Expect A.I. to keep advancing to make Spam more convincing.
Triage All Emails
All incoming email can be quickly identified as 1 of 3 classes:
- Obvious Spam — If it’s obviously Spam, don’t open it. Delete it immediately.
- Suspicious Emails — those you aren’t sure whether to Open or Delete.
- Trusted Emails — those that appear to come from trusted contacts, tempting you to open them without further caution.
Let’s consider how best to approach each.
We’ve already dealt with Obvious Spam — delete it!
But what about those Suspicious or even your Trusted emails?
Coping with a Suspicious Email
There are several precautions to take when you receive a suspicious, unsolicited, or unexpected email:
- View only the Preview (the default list view in iPhone’s Mail app).
On iPhones you can press down on the preview lines to get a popup-preview of more content without fully opening it. - If an email gets opened, don’t click links or download or open attachments.
On iPhones you can press down on link or button to get a popup-preview of the taget content without activating it. This often revieals the URL it will go to. (Even if it looks good, don't use this link!) If the URL is invalid, the email should be treated as Spam. - Determine whether or not you would act on this email if it were legitimate.
Do not try to figure out if it’s legit or not, but rather, if you assumed it was legit, would you take any action in response to it? - If you would act, use Safari Bookmarks or Favorites, or a website URL in Contacts or your password manager to go to the official website to log in. Don’t use buttons or links in email. When done, file or delete the email.
- If you would not act on it even if it were legit, move or delete it immediately.
Dealing with Trusted Email
Take these steps when you receive email you assume is perfectly legit:
- The same steps listed above for Suspicious Emails — yes, exactly the same.
Consider these questions before treating any email differently than Spam:
- Did I expect to hear from this sender? Is it predictable and on schedule?
- Does it look, feel, or sound like previous communications with this sender?
- Did my Mail App match the sender's email address with one of my Contacts?
- Do I want to read it?
If you answer enough of those questions YES to still feel confident about it, then go ahead with appropriate action:
- If a trusted contact regularly sends links to news, jokes, or online meetings you attend, follow their links when you feel it’s appropriate. (You might still try long-pressing on the link to be sure it's going where you expected.)
- If Apple Inc. sends a receipt for your monthly iCloud storage payment, or for a Music or App Store purchase, file it in an appropriate mailbox (not your inbox).
- If Apple Support or your email provider surprises you with email urging you to login to your account due to recent problems, refer back to Coping with a Suspicious Email. Login to their official site from a saved bookmark or contact record to check that all is okay.
- If your bank says your monthly statement is ready and provides a button to view it, go back to Coping with a Suspicious Email.
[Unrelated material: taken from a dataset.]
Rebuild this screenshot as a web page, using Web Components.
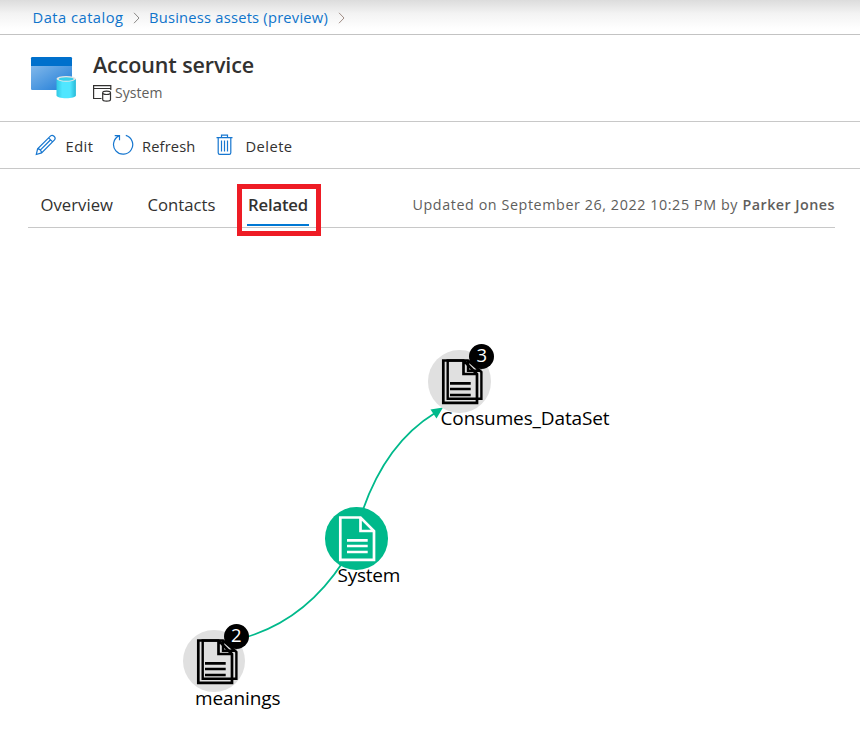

Use the bookmark you saved in Safari or Contacts to open the bank’s official login webpage to see your statement instead of trusting any email button. If you haven’t yet saved that bookmark, do a web search for the official website of the bank or business and bookmark the login page for later.
Spam-Worry-Free and Loving It
Not needing to identify Spam is liberating. I can triage all my email in seconds from just the Preview lines without needing to figure out which are Spam because that won’t affect how I respond to it.
Only two questions matter:
- Would I act on this email if it were legit?
If yes, take that action without using links or buttons within the email.
If no, move on to Question 2. - Would I save this email if it were legit?
If yes, file it in your appropriate mailbox.
If no, delete it right away.
You need not decide whether or not you think an email is Spam or legitimate. It won’t matter if you don’t use any documents or links within that email should you choose to act on it.
Most emails can be deleted or filed immediately.
Either way, it’s out of your inbox, and you’re done with it.